In most enterprise scenarios, incremental programs produce steadier value, lower cutover risk, and better organizational learning. Rewrites can still win in narrowly scoped systems with stable requirements, but they require unusually disciplined scoping and leadership alignment.
The practical success metric is not architectural purity. It is whether users get improved capabilities without prolonged instability.
Tradeoffs and lessons
Incremental migration introduces temporary complexity because two architectures coexist. That cost is real and should be budgeted explicitly. The danger is “forever transition” if retirement criteria are weak.
Rewrites avoid dual-stack periods eventually, but they concentrate risk into a single delivery surface.

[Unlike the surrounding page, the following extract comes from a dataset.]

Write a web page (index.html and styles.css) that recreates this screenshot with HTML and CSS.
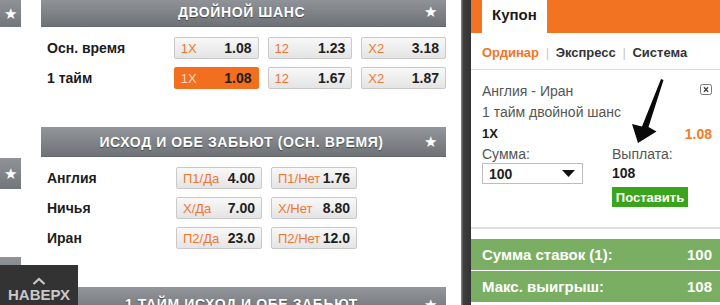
FILE: index.html
```html
<!DOCTYPE html>
<html>
<head>
    <title>Купон</title>
    <link rel="stylesheet" href="styles.css">
</head>
<body>
    <div class="page">
        <!-- Боковые пункты -->
        <aside class="rail">
            <div class="rail-item first">★</div>
            <div class="rail-item second">★</div>
            <div class="rail-item third"></div>
        </aside>

        <main class="markets">
            <section class="market">
                <div class="market-head"><span>Двойной шанс</span><i class="star">★</i></div>
                <div class="market-body">
                    <div class="row">
                        <div class="row-label">Осн. время</div>
                        <div class="odd"><span class="odd-name">1X</span><b>1.08</b></div>
                        <div class="odd"><span class="odd-name">12</span><b>1.23</b></div>
                        <div class="odd"><span class="odd-name">X2</span><b>3.18</b></div>
                    </div>
                    <div class="row">
                        <div class="row-label">1 тайм</div>
                        <div class="odd active"><span class="odd-name">1X</span><b>1.08</b></div>
                        <div class="odd"><span class="odd-name">12</span><b>1.67</b></div>
                        <div class="odd"><span class="odd-name">X2</span><b>1.87</b></div>
                    </div>
                </div>
            </section>

            <section class="market">
                <div class="market-head"><span>Исход и обе забьют (осн. время)</span><i class="star">★</i></div>
                <div class="market-body">
                    <div class="row">
                        <div class="row-label">Англия</div>
                        <div class="odd"><span class="odd-name">П1/Да</span><b>4.00</b></div>
                        <div class="odd"><span class="odd-name">П1/Нет</span><b>1.76</b></div>
                    </div>
                    <div class="row">
                        <div class="row-label">Ничья</div>
                        <div class="odd"><span class="odd-name">X/Да</span><b>7.00</b></div>
                        <div class="odd"><span class="odd-name">X/Нет</span><b>8.80</b></div>
                    </div>
                    <div class="row">
                        <div class="row-label">Иран</div>
                        <div class="odd"><span class="odd-name">П2/Да</span><b>23.0</b></div>
                        <div class="odd"><span class="odd-name">П2/Нет</span><b>12.0</b></div>
                    </div>
                </div>
            </section>

            <section class="market last">
                <div class="market-head"><span>1 тайм исход и обе забьют</span><i class="star">★</i></div>
            </section>
        </main>

        <div class="divider"></div>

        <section class="coupon">
            <div class="coupon-top">
                <div class="coupon-tab">Купон</div>
            </div>
            <div class="coupon-types">
                <span class="type current">Ординар</span>
                <span class="sep">|</span>
                <span class="type">Экспресс</span>
                <span class="sep">|</span>
                <span class="type">Система</span>
            </div>
            <div class="bet">
                <div class="bet-line">
                    <span>Англия - Иран</span>
                    <span class="close">
                        <svg width="12" height="11" viewBox="0 0 12 11"><rect x="0.5" y="0.5" width="11" height="10" rx="2" fill="#fff" stroke="#777"/><path d="M4 3.2l4 4.6M8 3.2l-4 4.6" stroke="#444" stroke-width="1.4"/></svg>
                    </span>
                </div>
                <div class="bet-line">1 тайм двойной шанс</div>
                <div class="bet-line pick"><b>1X</b><b class="rate">1.08</b></div>
                <div class="bet-form">
                    <div class="field">
                        <div class="field-label">Сумма:</div>
                        <div class="select">
                            <b>100</b>
                            <svg width="13" height="7" viewBox="0 0 13 7"><path d="M0 0h13L6.5 7z" fill="#111"/></svg>
                        </div>
                    </div>
                    <div class="field">
                        <div class="field-label">Выплата:</div>
                        <div class="payout">108</div>
                        <button class="place">Поставить</button>
                    </div>
                </div>
            </div>
            <div class="totals">
                <div class="total"><span>Сумма ставок (1):</span><span>100</span></div>
                <div class="total"><span>Макс. выигрыш:</span><span>108</span></div>
            </div>
        </section>
    </div>

    <!-- Кнопка наверх -->
    <a class="to-top" href="#">
        <svg width="14" height="8" viewBox="0 0 14 8"><path d="M1.5 7L7 2l5.5 5" fill="none" stroke="#c9c9c9" stroke-width="2.2"/></svg>
        <span>Наверх</span>
    </a>

    <!-- Стрелка-пометка -->
    <svg class="arrow" width="720" height="305" viewBox="0 0 720 305">
        <path d="M661 79 L663.5 80 L648.5 127 L656.5 131.5 L638 143 L632 124 L642 126.5 Z" fill="#0a0a0a"/>
    </svg>
</body>
</html>
```

FILE: styles.css
```css
body {
    margin: 0;
    background-color: #fff;
    font-family: 'Liberation Sans', Arial, sans-serif;
    color: #222;
    overflow: hidden;
}

.page {
    display: flex;
    width: 720px;
    height: 305px;
    overflow: hidden;
}

/* Левая колонка с серыми пунктами */
.rail {
    width: 41px;
    flex: none;
}

.rail-item {
    width: 21px;
    background: linear-gradient(#8f9398, #72767b);
    color: #fff;
    font-size: 15px;
    text-align: center;
}

.rail-item.first {
    height: 27px;
    line-height: 27px;
}

.rail-item.second {
    margin-top: 131px;
    height: 31px;
    line-height: 31px;
}

.rail-item.third {
    margin-top: 68px;
    height: 40px;
}

/* Рынки */
.markets {
    width: 405px;
    flex: none;
    margin-top: -3px;
}

.market {
    padding-bottom: 38px;
}

.market.last {
    padding-bottom: 0;
}

.market-head {
    display: flex;
    align-items: center;
    height: 30px;
    padding: 0 9px 0 0;
    background: linear-gradient(#93979c, #6e7277);
    border-bottom: 1px solid #63676b;
    box-sizing: border-box;
    color: #fff;
}

.market.last .market-head {
    align-items: flex-start;
    padding-top: 9px;
}

.market-head span {
    flex: 1;
    padding-left: 18px;
    text-align: center;
    font-size: 14px;
    font-weight: bold;
    text-transform: uppercase;
    letter-spacing: 0.6px;
    text-shadow: 0 1px 1px rgba(0, 0, 0, 0.45);
}

.star {
    font-style: normal;
    font-size: 15px;
    color: #fff;
}

.market-body {
    display: flex;
    flex-direction: column;
    gap: 8px;
    padding-top: 10px;
}

.row {
    display: flex;
    align-items: center;
    gap: 9px;
    height: 22px;
}

.row-label {
    width: 120px;
    padding-left: 6px;
    font-size: 14px;
    font-weight: bold;
    color: #1c1c1c;
}

.odd {
    display: flex;
    justify-content: space-between;
    align-items: center;
    width: 86px;
    height: 22px;
    padding: 0 6px 0 6px;
    box-sizing: border-box;
    background: linear-gradient(#f8f8f8, #e4e4e4);
    border: 1px solid #c9c9c9;
    border-radius: 2px;
    font-size: 14px;
}

.odd-name {
    color: #ef7830;
    font-size: 13px;
}

.odd b {
    color: #1e1e1e;
}

.odd.active {
    background: #f26f1f;
    border-color: #f26f1f;
}

.odd.active .odd-name {
    color: #ffd6bd;
}

.divider {
    width: 10px;
    flex: none;
    margin-left: 15px;
    background: linear-gradient(to right, #8a8a8a, #3d3d3d 25%, #333 100%);
}

/* Купон */
.coupon {
    flex: 1;
    min-width: 0;
    display: flex;
    flex-direction: column;
}

.coupon-top {
    height: 33px;
    padding-left: 11px;
    background-color: #f27322;
}

.coupon-tab {
    width: 65px;
    height: 33px;
    padding-left: 10px;
    box-sizing: border-box;
    background-color: #fff;
    font-size: 15px;
    font-weight: bold;
    line-height: 29px;
    color: #1b1b1b;
}

.coupon-types {
    padding: 10px 0 6px 11px;
    line-height: 20px;
    white-space: nowrap;
    border-bottom: 1px solid #dcdcdc;
    font-size: 13px;
    font-weight: bold;
    color: #333;
}

.type.current {
    color: #f07628;
}

.sep {
    margin: 0 3px;
    font-weight: normal;
    color: #c8c8c8;
}

.bet {
    height: 159px;
    padding: 10px 8px 0 11px;
    box-sizing: border-box;
    border-bottom: 2px solid #dedede;
}

.bet-line {
    display: flex;
    justify-content: space-between;
    align-items: center;
    height: 21px;
    font-size: 14px;
    color: #555;
}

.close {
    display: flex;
    margin-top: -2px;
}

.pick {
    height: 23px;
    font-size: 13px;
    color: #1b1b1b;
}

.rate {
    font-size: 14px;
    color: #f47a2a;
}

.bet-form {
    display: flex;
    gap: 29px;
}

.field-label {
    height: 18px;
    line-height: 18px;
    font-size: 14px;
    color: #555;
}

.select {
    display: flex;
    justify-content: space-between;
    align-items: center;
    width: 101px;
    height: 21px;
    padding: 0 7px 0 6px;
    box-sizing: border-box;
    border: 1px solid #bdbdbd;
    font-size: 14px;
}

.payout {
    height: 21px;
    line-height: 21px;
    font-size: 14px;
    font-weight: bold;
    color: #1b1b1b;
}

.place {
    display: block;
    margin-top: 3px;
    width: 76px;
    height: 20px;
    padding: 0;
    border: none;
    background-color: #3aa51c;
    color: #fff;
    font-family: 'Liberation Sans', Arial, sans-serif;
    font-size: 13px;
    font-weight: bold;
}

.totals {
    display: flex;
    flex-direction: column;
    gap: 1px;
    margin-top: 10px;
}

.total {
    display: flex;
    justify-content: space-between;
    align-items: center;
    height: 31px;
    padding: 0 8px 0 11px;
    background-color: #7aae62;
    color: #fff;
    font-size: 15px;
    font-weight: bold;
}

/* Кнопка наверх поверх рынков */
.to-top {
    position: fixed;
    left: 0;
    bottom: 0;
    display: flex;
    flex-direction: column;
    align-items: center;
    width: 78px;
    height: 40px;
    padding-top: 12px;
    box-sizing: border-box;
    background-color: #333;
    text-decoration: none;
    color: #c9c9c9;
    font-size: 15px;
    font-weight: bold;
    text-transform: uppercase;
}

.to-top span {
    margin-top: 1px;
}

.arrow {
    position: absolute;
    left: 0;
    top: 0;
    pointer-events: none;
}
```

If parity misses are discovered late, recovery options narrow fast.
My core lesson: treat modernization strategy as risk portfolio management, not technical ideology. “Rewrite everything” and “never rewrite” are both slogans, not strategy.
The tradeoff model here also shows up in legacy module deprecation checklist , where similar constraints were handled with a different delivery surface.
What I’d add
If extending this playbook further, I would add:
- A migration readiness scorecard teams can run before committing.
- A template for parity definition and sign-off by business stakeholders.
- Sample governance cadence for multi-quarter incremental modernization.
- A post-migration retirement checklist to prevent hybrid system drift.
For related implementation patterns, see legacy-to-modern modernization delivery .
The best modernization choice is the one your team can execute safely under real constraints while delivering visible value before patience runs out.